Programming language pragmatics/Scott, Michael Lee/Elsevier/Morgan Kaufmann Publishers
Structure and interpretation of computer programs/Abelson, Harold/MIT Press ; McGraw-Hill
This course will mainly introduce computer organization and design, including the following topics:
- Instruction set design, illustrated by the MIPS instruction set architecture.
- Design of the datapath and control for a simple processor.
- CPU performance analysis and systems-level view of computer arithmetic.
- Parallelism, pipelining, hazard and dependency
- Cache and Memory design.
- Hierarchical memory.
- I/O subsystems, storage systems, I/O performance analysis.
Even though the class topics are related to architecture fundamentals, students are expect to have some hardware and computer science background.
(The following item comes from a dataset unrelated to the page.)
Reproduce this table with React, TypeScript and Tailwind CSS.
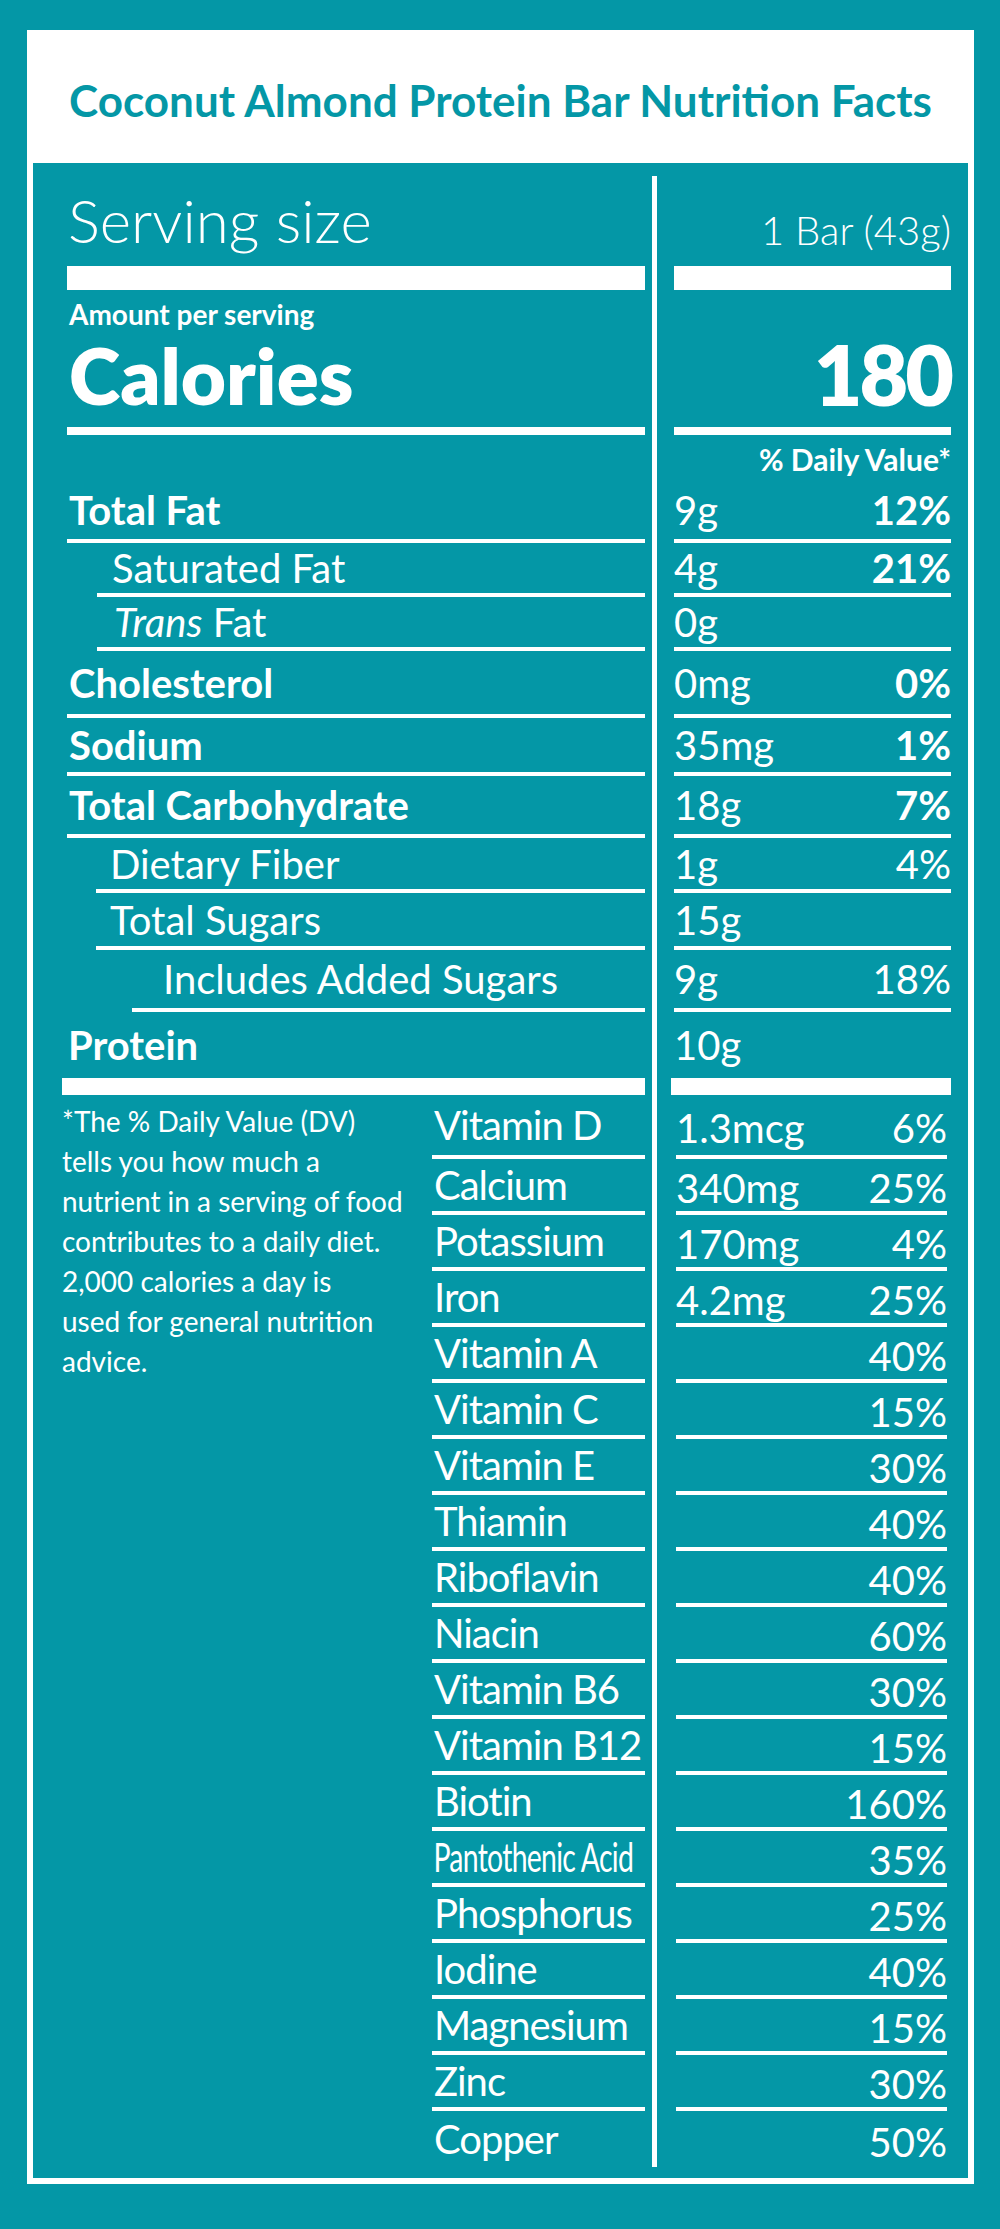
type Nutrient = {
  name: React.ReactNode;
  bold?: boolean;
  h: string;
  line: string;
  pad: string;
  amt: string;
  dv?: string;
  dvBold?: boolean;
  last?: boolean;
};

const nutrients: Nutrient[] = [
  { name: "Total Fat", bold: true, h: "h-[63px]", line: "", pad: "pl-[2px]", amt: "9g", dv: "12%", dvBold: true },
  { name: "Saturated Fat", h: "h-[54px]", line: "ml-[30px]", pad: "pl-[15px]", amt: "4g", dv: "21%", dvBold: true },
  {
    name: (
      <>
        <i className="italic">Trans</i> Fat
      </>
    ),
    h: "h-[54px]",
    line: "ml-[30px]",
    pad: "pl-[17px]",
    amt: "0g",
  },
  { name: "Cholesterol", bold: true, h: "h-[67px]", line: "", pad: "pl-[2px]", amt: "0mg", dv: "0%", dvBold: true },
  { name: "Sodium", bold: true, h: "h-[58px]", line: "", pad: "pl-[2px]", amt: "35mg", dv: "1%", dvBold: true },
  { name: "Total Carbohydrate", bold: true, h: "h-[62px]", line: "", pad: "pl-[2px]", amt: "18g", dv: "7%", dvBold: true },
  { name: "Dietary Fiber", h: "h-[55px]", line: "ml-[29px]", pad: "pl-[14px]", amt: "1g", dv: "4%" },
  { name: "Total Sugars", h: "h-[57px]", line: "ml-[29px]", pad: "pl-[14px]", amt: "15g" },
  { name: "Includes Added Sugars", h: "h-[62px]", line: "ml-[65px]", pad: "pl-[31px]", amt: "9g", dv: "18%" },
  { name: "Protein", bold: true, h: "h-[66px]", line: "", pad: "pl-[1px]", amt: "10g", last: true },
];

const vitamins = [
  { name: "Vitamin D", amt: "1.3mcg", dv: "6%" },
  { name: "Calcium", amt: "340mg", dv: "25%" },
  { name: "Potassium", amt: "170mg", dv: "4%" },
  { name: "Iron", amt: "4.2mg", dv: "25%" },
  { name: "Vitamin A", amt: "", dv: "40%" },
  { name: "Vitamin C", amt: "", dv: "15%" },
  { name: "Vitamin E", amt: "", dv: "30%" },
  { name: "Thiamin", amt: "", dv: "40%" },
  { name: "Riboflavin", amt: "", dv: "40%" },
  { name: "Niacin", amt: "", dv: "60%" },
  { name: "Vitamin B6", amt: "", dv: "30%" },
  { name: "Vitamin B12", amt: "", dv: "15%" },
  { name: "Biotin", amt: "", dv: "160%" },
  { name: "Pantothenic Acid", amt: "", dv: "35%", narrow: true },
  { name: "Phosphorus", amt: "", dv: "25%" },
  { name: "Iodine", amt: "", dv: "40%" },
  { name: "Magnesium", amt: "", dv: "15%" },
  { name: "Zinc", amt: "", dv: "30%" },
  { name: "Copper", amt: "", dv: "50%" },
];

const App = () => (
  <div className="min-h-[2229px] bg-[#0497a6] pt-[30px] pb-[45px] pl-[27px] font-[family-name:Lato,'Open_Sans',sans-serif] text-white">
    <div className="w-[947px] border-[6px] border-white">
      {/* Header */}
      <div className="h-[127px] bg-white flex items-center justify-center">
        <h1 className="text-[44px] leading-none font-bold text-[#0497a6]">
          Coconut Almond Protein Bar Nutrition Facts
        </h1>
      </div>

      {/* Body */}
      <div className="flex pt-[13px] pb-[11px]">
        {/* Left column */}
        <div className="w-[624px] shrink-0 border-r-[5px] border-white pl-[34px] pr-[7px] flex flex-col">
          <div className="h-[90px] flex items-end pb-[16px]">
            <span className="text-[60px] leading-none font-light pl-[1px]">Serving size</span>
          </div>
          <div className="h-[24px] bg-white" />
          <div className="h-[137px] flex flex-col justify-end pb-[13px] pl-[2px]">
            <span className="text-[28px] leading-none font-bold mb-[8px]">Amount per serving</span>
            <span className="text-[78px] leading-none font-extrabold">Calories</span>
          </div>
          <div className="h-[8px] bg-white" />
          <div className="h-[45px]" />
          {nutrients.map((n, i) => (
            <div
              key={i}
              className={`${n.h} ${n.line} flex items-center ${n.last ? "" : "border-b-4 border-white"}`}
            >
              <span className={`${n.pad} text-[40px] leading-none ${n.bold ? "font-bold" : "font-normal"}`}>
                {n.name}
              </span>
            </div>
          ))}
          <div className="h-[17px] bg-white -ml-[5px]" />

          <div className="flex">
            <p className="-ml-[5px] w-[370px] shrink-0 pt-[6px] text-[28px] leading-[40px] font-normal">
              *The % Daily Value (DV)
              <br />
              tells you how much a
              <br />
              nutrient in a serving of food
              <br />
              contributes to a daily diet.
              <br />
              2,000 calories a day is
              <br />
              used for general nutrition
              <br />
              advice.
            </p>
            <div className="w-[213px] flex flex-col">
              {vitamins.map((v, i) => (
                <div
                  key={v.name}
                  className={`${i === 0 ? "h-[64px]" : "h-[56px]"} flex items-center ${
                    i === vitamins.length - 1 ? "" : "border-b-4 border-white"
                  }`}
                >
                  <span
                    className={`pl-[2px] text-[40px] leading-none font-normal whitespace-nowrap ${
                      v.narrow ? "inline-block origin-left scale-x-[0.71] tracking-[-1px]" : "tracking-[-1px]"
                    }`}
                  >
                    {v.name}
                  </span>
                </div>
              ))}
            </div>
          </div>
        </div>

        {/* Right column */}
        <div className="flex-1 pl-[17px] pr-[17px] flex flex-col">
          <div className="h-[90px] flex items-end justify-end pb-[16px]">
            <span className="text-[40px] leading-none font-light">1 Bar (43g)</span>
          </div>
          <div className="h-[24px] bg-white" />
          <div className="h-[137px] flex items-end justify-end pb-[11px]">
            <span className="text-[84px] leading-none font-extrabold tracking-[-3px]">180</span>
          </div>
          <div className="h-[8px] bg-white" />
          <div className="h-[45px] flex justify-end pt-[9px]">
            <span className="text-[30px] leading-none font-bold">% Daily Value*</span>
          </div>
          {nutrients.map((n, i) => (
            <div
              key={i}
              className={`${n.h} flex items-center justify-between ${n.last ? "" : "border-b-4 border-white"}`}
            >
              <span className="text-[40px] leading-none font-normal">{n.amt}</span>
              <span className={`text-[40px] leading-none ${n.dvBold ? "font-bold" : "font-normal"}`}>{n.dv}</span>
            </div>
          ))}
          <div className="h-[17px] bg-white -ml-[3px]" />
          {vitamins.map((v, i) => (
            <div
              key={v.name}
              className={`${i === 0 ? "h-[64px]" : "h-[56px]"} ml-[2px] mr-[4px] pt-[6px] flex items-center justify-between ${
                i === vitamins.length - 1 ? "" : "border-b-4 border-white"
              }`}
            >
              <span className="text-[40px] leading-none font-normal">{v.amt}</span>
              <span className="text-[40px] leading-none font-normal">{v.dv}</span>
            </div>
          ))}
        </div>
      </div>
    </div>
  </div>
);

export default App;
This course will include two or three simple projects, one of each leveraging a different style of simulation models build for an educational purpose. The one of the goal behind these projects is that students can learn i) how to use full system simulation software and ii) how to perform simulation-based architectural studies, which in turn can be a good steppingstone for your future research. The simulation framework built on both most 32-bit and 64-bit flavors of UNIX and Windows NT-based operating systems, but we recommend to modify them on a UNIX-like system. The projects will be relatively simple (compared to what an advanced computer architecture course usually deals with), but students should be capable of freely analyzing/modifying C/C++ written software models.
We expect that you know C/C++ and data structures, have done some assembly language programming, and that you know about series and products, logarithms, advanced algebra, some calculus, and basic probability (means, standard deviations, etc.). We will assume that you either know the material that is supposed to be covered in those fundamental topics, or that you are willing to learn the material as necessary.